Indonesia yang tidak henti-hentinya menjadi sarang organisasi teroris berlabel agama masih rentan terhadap propaganda yang menggunakan kematian sebagai narasi. Panjimas, sebagai contoh, adalah sebuah media daring yang sering menggunakan kematian tokoh teroris tertentu untuk menciptakan simpati pembaca kepada organisasi radikal yang mengatasnamakan Islam dalam menjustifikasi tindakan kekerasan.
Masyarakat Indonesia yang cenderung cepat iba dan simpati sering terjebak pada narasi ini. Para korban dari narasi ini memang hampir tidak pernah mengalami perubahan drastis yang mendorong mereka untuk bergabung dengan organisasi ekstremis dan melakukan tindakan kekerasan. Namun, narasi semacam ini seringkali berhasil menumbuhkan simpati terhadap gerakan ekstrem yang sama sekali tak bersimpati pada kemanusiaan.
Gerak organisasi terorisme di Indonesia memang telah diawasi dengan seksama oleh aparat keamanan. Bagaimanapun, hal ini tidak serta merta menyelamatkan masyarakat dari cengkeraman “politik narasi” yang akan selalu digunakan oleh organisasi apapun. Sebagai contoh yang lebih sederhana namun tidak kalah berbahaya adalah narasi “kekalahan Islam”.
Narasi ini telah mengkerdilkan banyak umat Muslim dan menjadikan mereka paranoid berlebihan terhadap dunia sekitarnya.
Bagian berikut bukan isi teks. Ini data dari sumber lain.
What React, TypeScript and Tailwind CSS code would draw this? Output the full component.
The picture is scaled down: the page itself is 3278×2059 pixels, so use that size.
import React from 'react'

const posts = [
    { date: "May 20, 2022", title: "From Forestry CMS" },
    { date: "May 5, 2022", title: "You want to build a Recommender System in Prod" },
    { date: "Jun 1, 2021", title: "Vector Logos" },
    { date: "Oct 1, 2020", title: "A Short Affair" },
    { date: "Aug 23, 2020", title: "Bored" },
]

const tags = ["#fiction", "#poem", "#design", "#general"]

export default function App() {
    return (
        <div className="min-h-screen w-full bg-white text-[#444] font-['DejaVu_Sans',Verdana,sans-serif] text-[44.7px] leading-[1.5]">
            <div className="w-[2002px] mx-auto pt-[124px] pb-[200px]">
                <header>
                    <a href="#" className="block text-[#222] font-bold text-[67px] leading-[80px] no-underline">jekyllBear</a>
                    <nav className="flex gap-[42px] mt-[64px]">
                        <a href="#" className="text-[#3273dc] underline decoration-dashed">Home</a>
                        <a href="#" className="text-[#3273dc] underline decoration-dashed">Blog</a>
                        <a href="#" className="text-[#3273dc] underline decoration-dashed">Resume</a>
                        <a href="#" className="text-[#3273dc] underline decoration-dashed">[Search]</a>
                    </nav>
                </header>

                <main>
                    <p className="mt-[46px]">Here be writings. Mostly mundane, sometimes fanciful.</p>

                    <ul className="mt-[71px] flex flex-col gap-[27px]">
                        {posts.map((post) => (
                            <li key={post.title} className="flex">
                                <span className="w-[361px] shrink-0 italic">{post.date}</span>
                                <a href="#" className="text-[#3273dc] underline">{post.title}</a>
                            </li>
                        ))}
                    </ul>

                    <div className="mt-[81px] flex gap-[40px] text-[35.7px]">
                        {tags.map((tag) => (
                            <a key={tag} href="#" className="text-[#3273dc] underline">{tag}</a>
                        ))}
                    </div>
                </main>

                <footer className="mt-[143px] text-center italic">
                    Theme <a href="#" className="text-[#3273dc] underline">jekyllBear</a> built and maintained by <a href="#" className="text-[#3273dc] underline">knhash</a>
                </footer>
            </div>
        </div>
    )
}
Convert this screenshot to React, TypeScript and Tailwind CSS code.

Narasi “kekalahan Islam” atau Islam under attack tidak hanya melanggengkan politik identitas dalam demokrasi elektoral tetapi juga telah memberikan legitimasi bagi tindakan intoleransi terhadap minoritas intra-agama maupun antar agama.
Tingkat literasi yang relatif rendah dan pandangan biner pada konteks kebangkitan konserfativme agama membuat Muslim Indonesia selalu rentan terhadap narasi seperti di atas. Meskipun sesungguhnya narasi tersebut diciptakan untuk kepentingan politik; faktor-faktor yang disebutkan di awal paragraf ini membuat Muslim Indonesia sering tidak bisa membedakan antara politik identitas dengan teologi. Politisi yang merasa bahwa sikap seperti demikian ini harus selalu dipelihara juga merupakan faktor yang melanggengkan kerentanan ini.